Some books are carried over from last year and some I dropped because ... well, I'm not married to these lists. If am inspired at all to reach higher than before, that's good enough for me.

As before, I may not get through all of them in a year, but I will be trying always read one of them despite other distractions. In no particular order.

Fiction
  1. Les Miserables - Victor Hugo
    This was on my 2013 list and having begun it about a week ago, I'm enjoying it quite a bit. Unabridged. Of course.

    Result: oh the agony! I loved the first bit about the bishop. Then I was gratified to see that the general plot had been well represented in the musical. However, the constant meandering here and there drove me crazy. I'm not usually a "don't bore us, get to the chorus" reader but Hugo beat me. Quitting this book.
  2. Rabble in Arms - Kenneth Roberts
    My second favorite historical fiction author. This is a big 'un I overlooked somehow about the Revolutionary War.

    UPDATE: This book wound up overlapping with my Book Bingo Challenge as A Book Based on a True Story. It kind of saved me because I really hate books based on real stories usually. But it don't get much realer than the Revolutionary War. Especially the way Kenneth Roberts tells his stories.
  3. The Ingenious Gentleman Don Quixote of La Mancha - Miguel de Cervantes Saavedra —
    One of Rose's favorites which she's been pushing on me for a long time. Also, Scott from Good Story said he was interested in reading it this year. They were too much for my weak will.

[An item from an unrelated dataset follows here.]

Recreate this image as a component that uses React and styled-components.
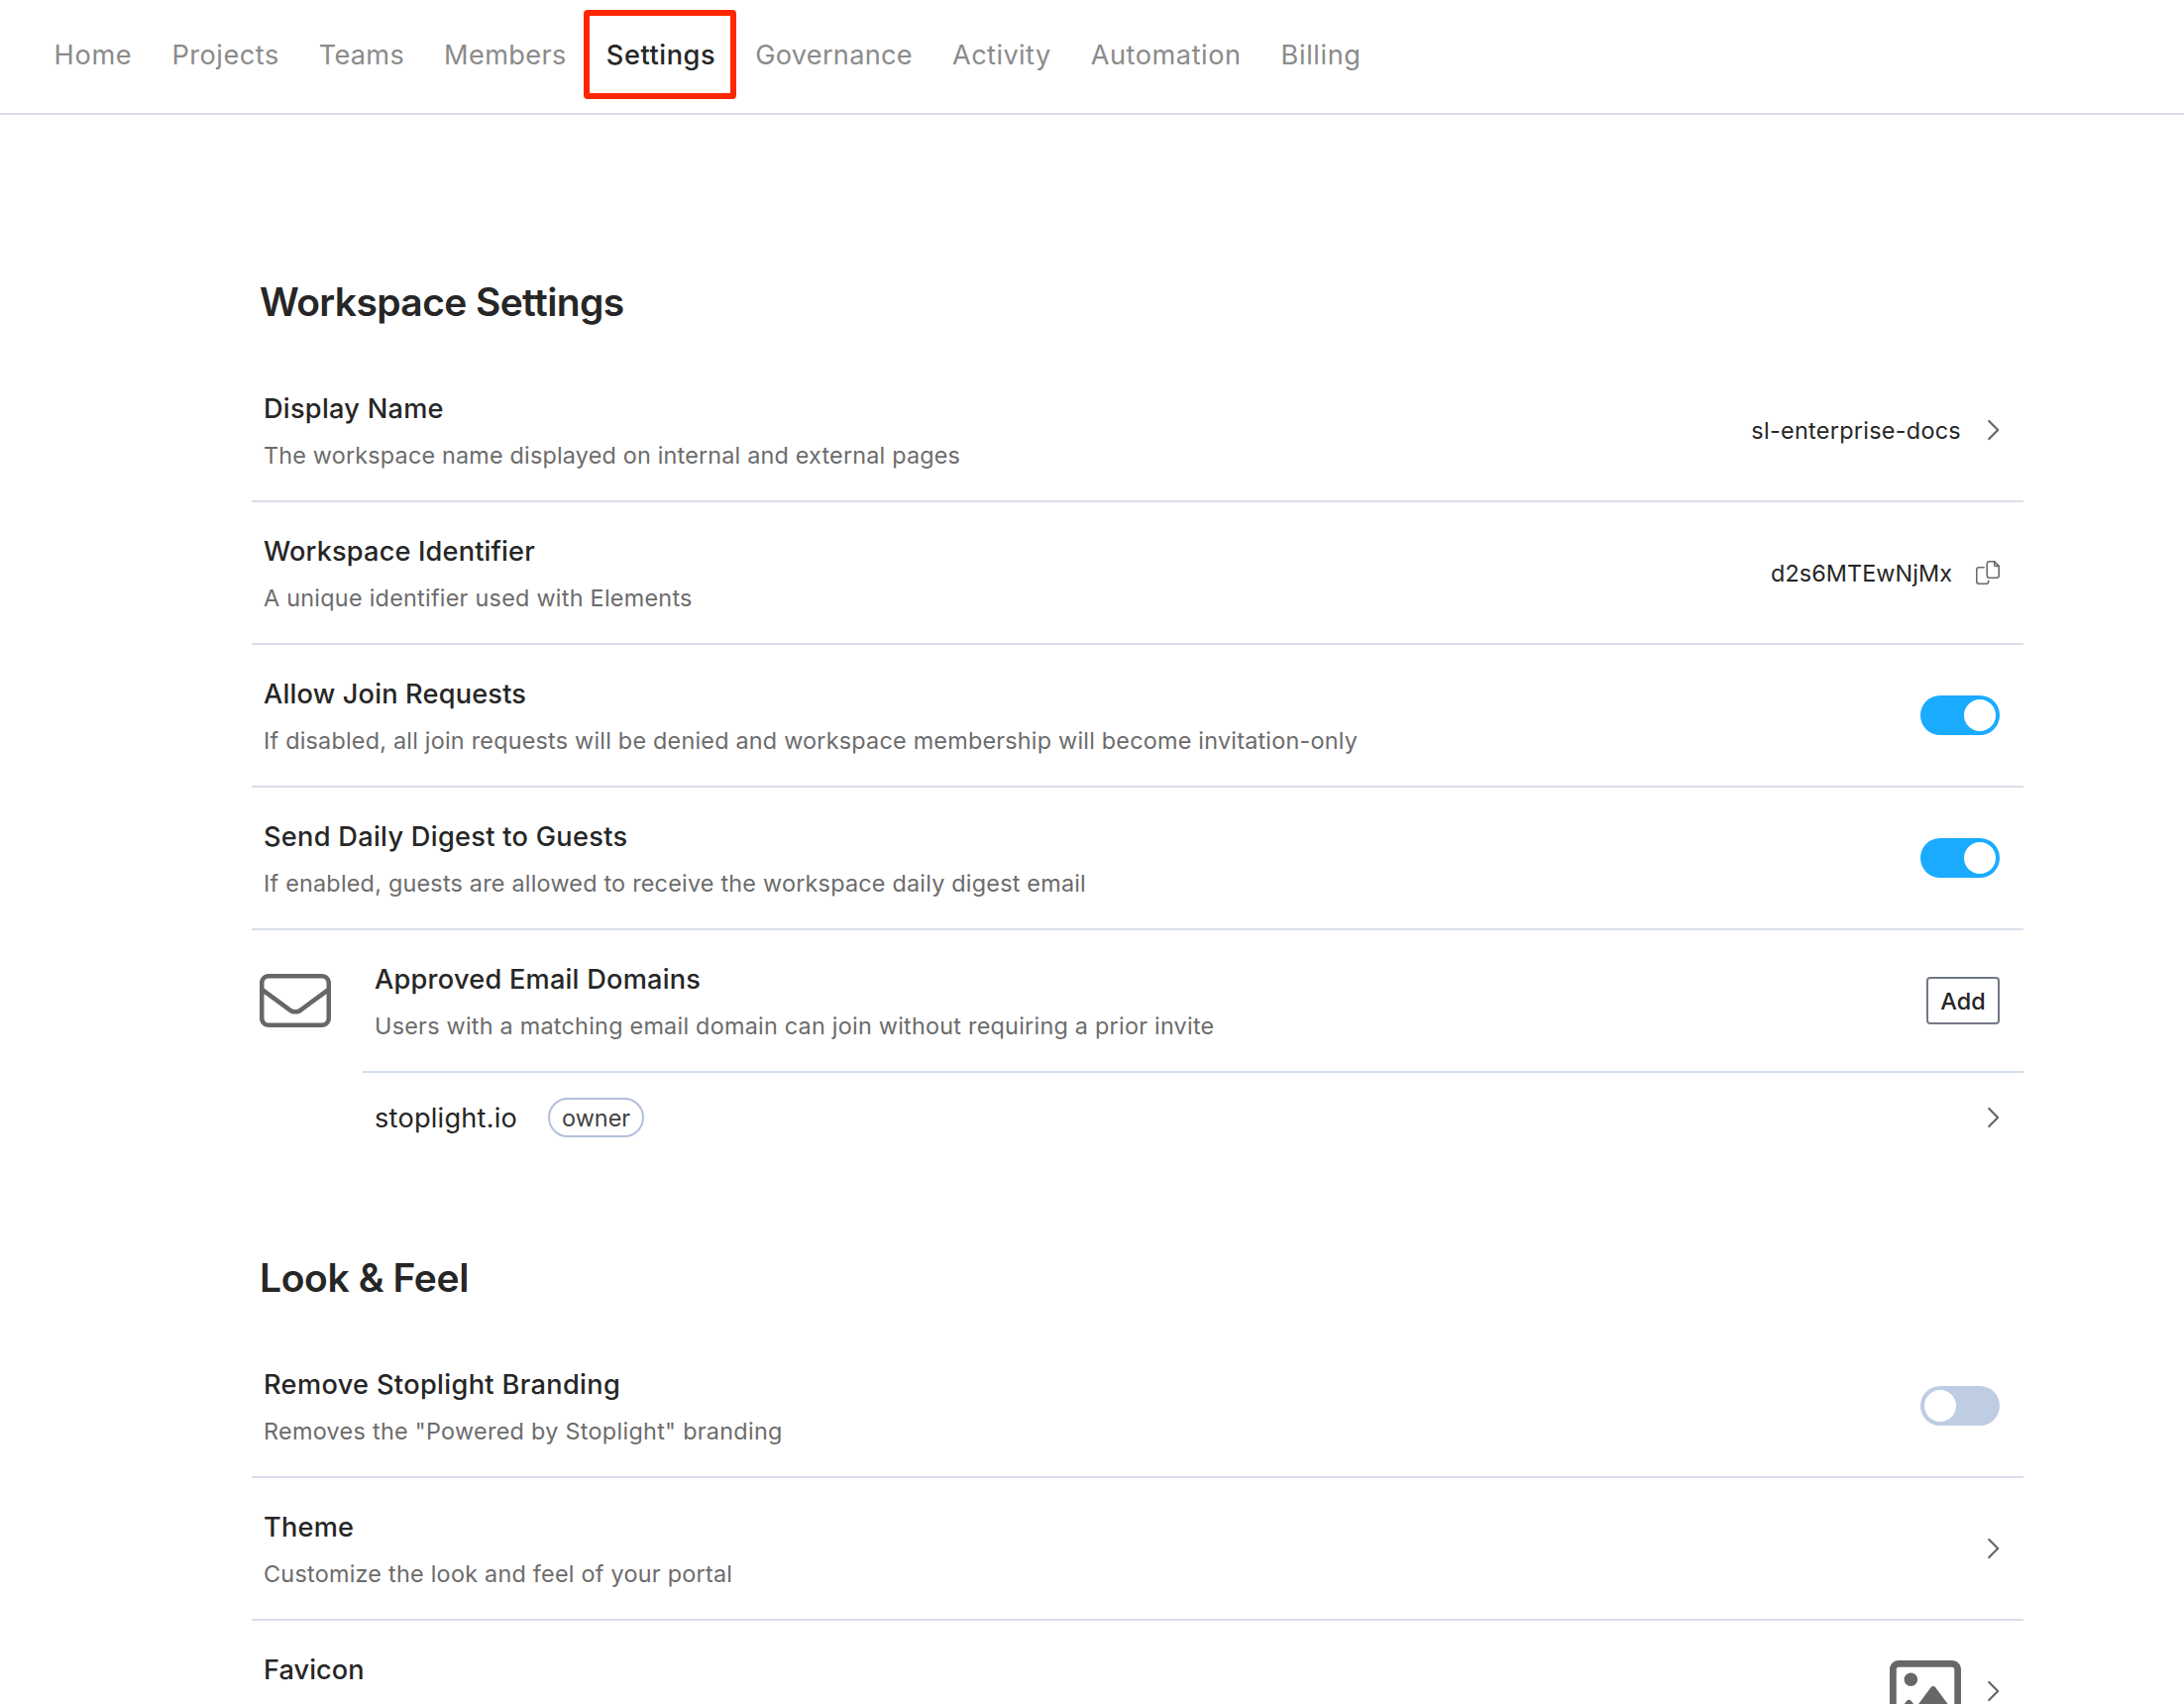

    UPDATE: This will be one of Scott's choices for A Good Story is Hard to Find podcast for 2015 - so I don't need to keep it on a challenge list.
  4. Charles Dickens novel
    Not sure which one yet. I'm wavering between Our Mutual Friend and Nicholas Nickleby.

    Result:  Ok, this was decided when a kind friend gave me Simon Prebble's reading of Great Expectations. Not the book I'd have chosen, but it is Dickens and that's good enough for me.

    I struggled my way through Great Expectations (chronicled here). Later I picked up The Pickwick Papers with the idea of something light, Dickens-wise. I raced through it in about a week, really enjoying it (as chronicled here). I'm now very slowly enjoying the novel from the other end of Dickens' timeline, Our Mutual Friend.
  5. Out of the Silent Planet, Perelandra, and That Hideous Strength - C. S. Lewis
    I've had this pushed at me by everyone and his brother. Never been able to get past the first few chapters of Silent Planet but recently I tried the audio. That did the trick so I have begun. I'll give myself a year. That should be long enough.

    Out of the Silent Planet: Thanks goodness for the audio version or I'd never have made it. As it was I went in and out of being interested in the story, primarily because I was much more interested in the world development and exploration than in Ransom's dealings with his fellow Earthmen. Lewis was fantastically inventive about what the planet and living beings were like. I didn't know he had it in him! The scientist's final letter to the author really caught my attention. In particular, his comments about death among the Hrossa were mind-blowing in their implications about our own life here on fallen Earth. I also really liked the use for "bent" instead of "evil," showing just how we are turned from what we were meant to be. However, this does seem very obviously aimed at those who have Christian interests or mindsets, just as The Screwtape Letters was. I wonder if non-Christians enjoy this book.

    Perelandra: Just as with Out of the Silent Planet, I found the beginning of the book fairly uninviting. However, also just as in that book, having the audio helped me past that to the point. This book is so different from Out of the Silent Planet and yet we see C.S. Lewis's vivid and inspiring imagination just as clearly. I am simply blown away by his vision of creation on Venus. For me at one point, close to the end, I kept thinking that these are almost glimpses of the sort of creativity and inspiration that we will see in Heaven. Amazing insights as to battling evil, the dance of God's creation and plan, and our part in it. I find Lewis's style rather heavy-handed. What I'd change I'm not sure. I think it is simply that these books would go on the theology shelf in my library while something like The Hobbit or The Lord of the Rings would go in more general reading. It is not Lewis's fault, and in fact I now want print copies of these books for rereading, but I prefer the purer fiction style to this one.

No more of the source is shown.